A practical guide on what you should bring with you when you move to Ireland and what you don’t need to pack.iStock

When my husband and I moved from Buffalo, New York to Connemara, we were also selling a house in suburban America and planning on downsizing considerably. It was just going to be the two of us and our animals, so there was no need for a big house.

That meant re-evaluating a lot of things, giving away a huge amount of stuff that had accumulated, and throwing out other things that we should have thrown out long ago. In the end, we booked a 20-foot shipping container. With the help of a life-saving friend who's also a professional mover (we highly recommend finding yourself one of those!) we fit an amazing amount of stuff into the container.

As it turned out, there was a lot we didn't need.

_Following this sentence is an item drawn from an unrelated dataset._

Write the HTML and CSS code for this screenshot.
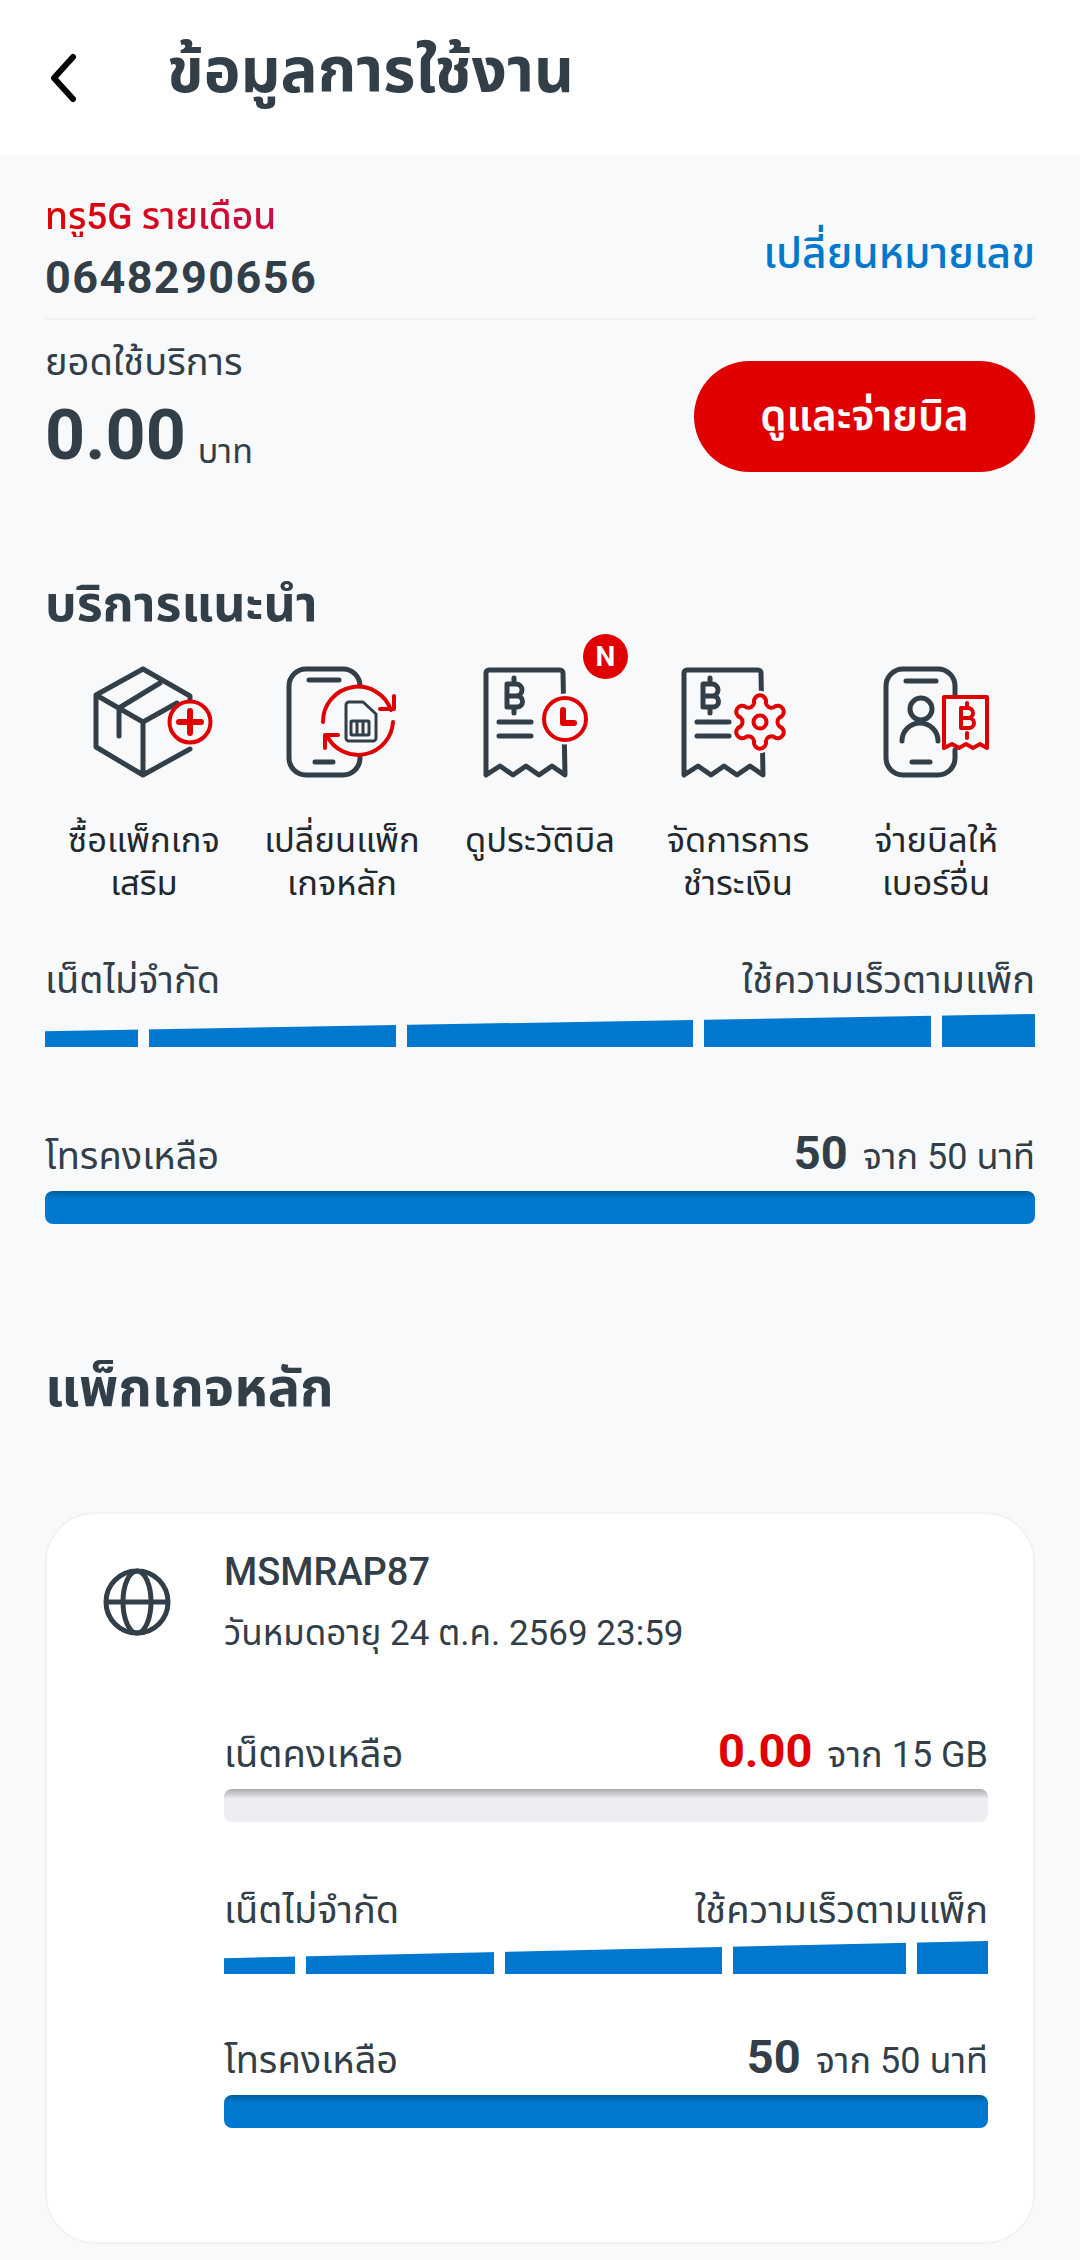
FILE: index.html
```html
<!DOCTYPE html>
<html lang="th">
<head>
<meta charset="utf-8">
<title>ข้อมูลการใช้งาน</title>
<link rel="stylesheet" href="styles.css">
</head>
<body>
<header class="topbar">
  <svg class="back" width="30" height="50" viewBox="0 0 30 50"><path d="M25 4 6 25l19 21" fill="none" stroke="#000" stroke-width="6" stroke-linecap="round" stroke-linejoin="round"/></svg>
  <h1 class="title">ข้อมูลการใช้งาน</h1>
</header>
<main class="page">
  <section class="account">
    <div class="account-id">
      <div class="plan">ทรู5G รายเดือน</div>
      <div class="msisdn">0648290656</div>
    </div>
    <a class="change">เปลี่ยนหมายเลข</a>
  </section>
  <section class="billing">
    <div>
      <div class="billing-label">ยอดใช้บริการ</div>
      <div class="amount"><b>0.00</b><span>บาท</span></div>
    </div>
    <button class="pay">ดูและจ่ายบิล</button>
  </section>

  <h2 class="section-title">บริการแนะนำ</h2>
  <div class="services">
    <div class="service">
      <svg class="icon" viewBox="74 660 140 124">
        <g class="dk"><path d="M143 669 96 695v52l47 28 47-26M143 669l47 27v5M96 695l47 27 34-19M119 708l41-25M119 708v28M143 722v53"/></g>
        <circle class="rd bgf" cx="190" cy="722" r="20.5"/>
        <path class="rd thick" d="M190 711v22M179 722h22"/>
      </svg>
      <div class="label">ซื้อแพ็กเกจ<br>เสริม</div>
    </div>
    <div class="service">
      <svg class="icon" viewBox="272 660 140 124">
        <g class="dk"><path d="M360 686v0a17 17 0 0 0-17-17h-37a17 17 0 0 0-17 17v72a17 17 0 0 0 17 17h37a17 17 0 0 0 17-17M309 680h30M315 762h18"/></g>
        <path class="rd" d="M323 722a35 35 0 0 1 68-12M394 696v13h-14M393 722a35 35 0 0 1-66 14M325 748v-13h13"/>
        <g class="dk thin"><path d="M349 702h14l13 12v24a3 3 0 0 1-3 3h-24a3 3 0 0 1-3-3v-33a3 3 0 0 1 3-3zM352 721h16a1 1 0 0 1 1 1v12a1 1 0 0 1-1 1h-16a1 1 0 0 1-1-1v-12a1 1 0 0 1 1-1zM357 721v14M363 721v14"/></g>
      </svg>
      <div class="label">เปลี่ยนแพ็ก<br>เกจหลัก</div>
    </div>
    <div class="service">
      <svg class="icon" viewBox="470 660 140 124">
        <g class="dk"><path d="M565 775l-13-9-13 9-13-9-13 9-13-9-14 9V673a3 3 0 0 1 3-3h71a3 3 0 0 1 3 3zM499 722h32M499 736h32M514 678v6M514 707v6M507 684h9a6 6 0 0 1 0 12h1a5.500 5.500 0 0 1 0 11h-10zM507 696h9"/></g>
        <circle class="rd bgf halo" cx="565" cy="719" r="21"/>
        <circle class="rd bgf" cx="565" cy="719" r="21"/>
        <path class="rd thick" d="M563 710v13h11"/>
      </svg>
      <div class="label">ดูประวัติบิล</div>
      <span class="badge">N</span>
    </div>
    <div class="service">
      <svg class="icon" viewBox="668 660 140 124">
        <g class="dk"><path d="M763 775l-13-9-13 9-13-9-13 9-13-9-14 9V673a3 3 0 0 1 3-3h71a3 3 0 0 1 3 3zM697 722h32M697 736h32M710 678v6M710 707v6M703 684h9a6 6 0 0 1 0 12h1a5.500 5.500 0 0 1 0 11h-10zM703 696h9"/></g>
        <path class="rd bgf halo" d="M754.200 702.900A6 6 0 1 1 765.800 702.900A6 6 0 0 0 773.600 707.400A6 6 0 1 1 779.500 717.500A6 6 0 0 0 779.500 726.500A6 6 0 1 1 773.600 736.600A6 6 0 0 0 765.800 741.100A6 6 0 1 1 754.200 741.100A6 6 0 0 0 746.400 736.600A6 6 0 1 1 740.500 726.500A6 6 0 0 0 740.500 717.500A6 6 0 1 1 746.400 707.400A6 6 0 0 0 754.200 702.900Z"/>
        <path class="rd bgf" d="M754.200 702.900A6 6 0 1 1 765.800 702.900A6 6 0 0 0 773.600 707.400A6 6 0 1 1 779.500 717.500A6 6 0 0 0 779.500 726.500A6 6 0 1 1 773.600 736.600A6 6 0 0 0 765.800 741.100A6 6 0 1 1 754.200 741.100A6 6 0 0 0 746.400 736.600A6 6 0 1 1 740.500 726.500A6 6 0 0 0 740.500 717.500A6 6 0 1 1 746.400 707.400A6 6 0 0 0 754.200 702.900Z"/>
        <circle class="rd" cx="760" cy="722" r="6.500"/>
      </svg>
      <div class="label">จัดการการ<br>ชำระเงิน</div>
    </div>
    <div class="service">
      <svg class="icon" viewBox="866 660 140 124">
        <g class="dk"><path d="M955 695v-9a17 17 0 0 0-17-17h-35a17 17 0 0 0-17 17v72a17 17 0 0 0 17 17h35a17 17 0 0 0 17-17v-8M906 681h30M912 762h18"/><circle cx="921" cy="709" r="11"/><path d="M902 741a18 18 0 0 1 36 0"/></g>
        <path class="rd bgf" d="M944 697h43v51l-7-4-7 4-7-4-7 4-7-4-8 4z"/>
        <path class="rd" d="M967 703v5M967 733v5M961 708h7a5 5 0 0 1 0 10h1a5 5 0 0 1 0 10h-8zM961 718h7"/>
      </svg>
      <div class="label">จ่ายบิลให้<br>เบอร์อื่น</div>
    </div>
  </div>

  <div class="usage first">
    <div class="usage-head"><span>เน็ตไม่จำกัด</span><span>ใช้ความเร็วตามแพ็ก</span></div>
    <div class="speed"><i class="s1"></i><i class="s2"></i><i class="s3"></i><i class="s4"></i><i class="s5"></i></div>
  </div>
  <div class="usage second">
    <div class="usage-head"><span>โทรคงเหลือ</span><span class="value"><b>50</b> จาก 50 นาที</span></div>
    <div class="bar"></div>
  </div>

  <h2 class="package-title">แพ็กเกจหลัก</h2>

  <article class="card">
    <svg class="globe" width="68" height="68" viewBox="0 0 68 68"><g fill="none" stroke="#323e48" stroke-width="5"><circle cx="34" cy="34" r="31"/><ellipse cx="34" cy="34" rx="14" ry="31"/><path d="M3 34h62"/></g></svg>
    <div class="card-body">
      <div class="pack-name">MSMRAP87</div>
      <div class="pack-date">วันหมดอายุ 24 ต.ค. 2569 23:59</div>
      <div class="usage inner-a">
        <div class="usage-head"><span>เน็ตคงเหลือ</span><span class="value"><b class="red">0.00</b> จาก 15 GB</span></div>
        <div class="bar empty"></div>
      </div>
      <div class="usage inner-b">
        <div class="usage-head"><span>เน็ตไม่จำกัด</span><span>ใช้ความเร็วตามแพ็ก</span></div>
        <div class="speed"><i class="s1"></i><i class="s2"></i><i class="s3"></i><i class="s4"></i><i class="s5"></i></div>
      </div>
      <div class="usage inner-c">
        <div class="usage-head"><span>โทรคงเหลือ</span><span class="value"><b>50</b> จาก 50 นาที</span></div>
        <div class="bar"></div>
      </div>
    </div>
  </article>
</main>
</body>
</html>
```
FILE: styles.css
```css
* { box-sizing: border-box; }
html, body { margin: 0; padding: 0; }
body {
  width: 1080px;
  height: 2260px;
  overflow: hidden;
  background: #f8f9fb;
  color: #323e48;
  font-family: Roboto, "Noto Sans Thai", "Noto Sans", sans-serif;
}
.topbar {
  height: 155px;
  background: #fff;
  display: flex;
  align-items: center;
  padding-left: 48px;
  gap: 89px;
}
.title { margin: 0 0 14px; font-size: 62px; font-weight: 700; line-height: 70px; }
.back { flex: none; }
.page { padding: 37px 45px 0; }
.account {
  display: flex;
  justify-content: space-between;
  align-items: center;
  height: 128px;
  border-bottom: 2px solid #f1f2f4;
}
.account-id { margin-top: -7px; }
.plan {
  font-size: 37px;
  font-weight: 500;
  line-height: 40px;
  background: linear-gradient(90deg, #e00000, #c8104e);
  -webkit-background-clip: text;
  background-clip: text;
  color: transparent;
}
.msisdn { font-size: 45px; font-weight: 700; line-height: 56px; margin-top: 13px; letter-spacing: 1.400px; }
.change { font-size: 42.500px; font-weight: 500; color: #0078cc; }
.billing {
  display: flex;
  justify-content: space-between;
  align-items: flex-start;
  height: 254px;
  padding-top: 20px;
}
.billing-label { font-size: 38px; line-height: 44px; }
.amount { display: flex; align-items: baseline; gap: 12px; margin-top: 9px; }
.amount b { font-size: 70px; line-height: 84px; font-weight: 700; }
.amount span { font-size: 34px; transform: translateY(4px); }
.pay {
  width: 341px;
  height: 111px;
  margin-top: 21px;
  border: 0;
  border-radius: 56px;
  background: #e00000;
  color: #fff;
  font: 600 42px Roboto, "Noto Sans Thai", "Noto Sans", sans-serif;
}
.section-title { margin: 0; font-size: 50px; font-weight: 700; line-height: 60px; }
.services { display: grid; grid-template-columns: repeat(5, 1fr); margin-top: 26px; }
.service { position: relative; display: flex; flex-direction: column; align-items: center; }
.icon { width: 140px; height: 124px; display: block; }
.label { margin-top: 35px; font-size: 34.500px; line-height: 42.500px; text-align: center; height: 85px; color: #23282d; white-space: nowrap; }
.dk path, .dk circle, .dk ellipse { fill: none; stroke: #323e48; stroke-width: 5; stroke-linecap: round; stroke-linejoin: round; }
.dk.thin path { stroke-width: 3; }
.rd { fill: none; stroke: #e00000; stroke-width: 4; stroke-linecap: round; stroke-linejoin: round; }
.rd.thick { stroke-width: 6; }
.rd.bgf { fill: #f8f9fb; }
.rd.halo { stroke: #f8f9fb; stroke-width: 9; }
.badge {
  position: absolute;
  left: 142px;
  top: -26px;
  width: 45px;
  height: 45px;
  border-radius: 50%;
  background: #e00000;
  color: #fff;
  font-size: 28px;
  font-weight: 700;
  line-height: 45px;
  text-align: center;
}
.usage-head {
  display: flex;
  justify-content: space-between;
  align-items: baseline;
  font-size: 38px;
  font-weight: 400;
  line-height: 44px;
  white-space: nowrap;
}
.value { font-size: 36px; }
.value b { font-size: 47px; font-weight: 700; margin-right: 6px; }
.value b.red { color: #e00000; }
.first { margin-top: 54px; }
.second { margin-top: 84px; }
.speed {
  display: flex;
  gap: 11px;
  height: 33px;
  margin-top: 12px;
  clip-path: polygon(0 52%, 100% 0, 100% 100%, 0 100%);
}
.speed i { display: block; height: 100%; background: #0078d0; }
.s1 { flex: 93; }
.s2 { flex: 247; }
.s3 { flex: 286; }
.s4 { flex: 227; }
.s5 { flex: 93; }
.bar {
  height: 33px;
  margin-top: 12px;
  border-radius: 8px;
  background: linear-gradient(#00609f, #0078d0 8px);
}
.bar.empty { background: linear-gradient(#a9abaf, #eceef1 10px); }
.package-title { margin: 132px 0 0; font-size: 54px; font-weight: 700; line-height: 64px; }
.card {
  display: flex;
  height: 732px;
  margin-top: 92px;
  padding: 36px 45px 0 56px;
  background: #fff;
  border: 2px solid #f1f2f4;
  border-radius: 50px;
}
.globe { flex: none; margin-top: 18px; }
.card-body { flex: 1; margin-left: 53px; }
.pack-name { font-size: 38px; font-weight: 500; line-height: 44px; }
.pack-date { font-size: 35px; line-height: 44px; margin-top: 18px; }
.inner-a { margin-top: 73px; }
.inner-b { margin-top: 66px; }
.inner-b .speed { margin-top: 9px; }
.inner-c { margin-top: 61px; }
```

But then there were some things we're still kicking ourselves for not bringing along. (If you're visiting or looking for gifts for an expat, this might give you some ideas!)

We wish we'd brought:

Bedding. One of the biggest things we stuffed into the shipping container was a California king-sized bed. In the last-minute rush to get everything packed, the original bedding was turned into packing material and blankets for our two dogs. It was only when the container showed up in Ireland a month after we got here that we realized that bed sizes aren't anywhere close to being the same. There was absolutely no way of making any size sheets work, and that meant ordering stuff from Amazon U.S. and having it shipped over, at the approximate price of both an arm and a leg.

We wish we'd brought:

Area rugs. The idea of moving into a centuries-old cottage was one of the things that we were seriously looking forward to, but it took all of about two days for us – and the animals – to realize we really missed carpeting. Stone floors in the living room, dining room and kitchen, wood floors upstairs... not a carpet in sight. While the stone has turned out to be pretty practical, area rugs were desperately needed. They, too, cost an arm and a leg for what, to an American, seems the size of a very large dishtowel for the floor.

We wish we'd brought:

More pet supplies. I packed a huge box of all our pets' second favorite toys (their first favorites all came in my carry-on), but it wasn't long before we found out that Irish pet stores are much more utilitarian than American ones. While you'll find a lot of food, harnesses, leashes and beds, toys were another matter. Rawhides are non-existent, and even most chew toys are clearly designed for much, much smaller dogs than mine. Cat toys? Also not so much.

We wish we'd brought:

A television. Get a transformer and pack your television, because while everything in Ireland tends to be a little bit more expensive, we were floored by the cost of televisions here. For a decently sized one that fits in a relatively small, cottage-style living room, you're talking in the thousands of Euros. Don't bother with a sound system (mostly because of the power it takes to run them), but it's definitely worth getting a TV and running it off a transformer. If you're bringing your DVD collection, don't forget something that's region-encoded to watch them on, too. That goes double for Blu-rays.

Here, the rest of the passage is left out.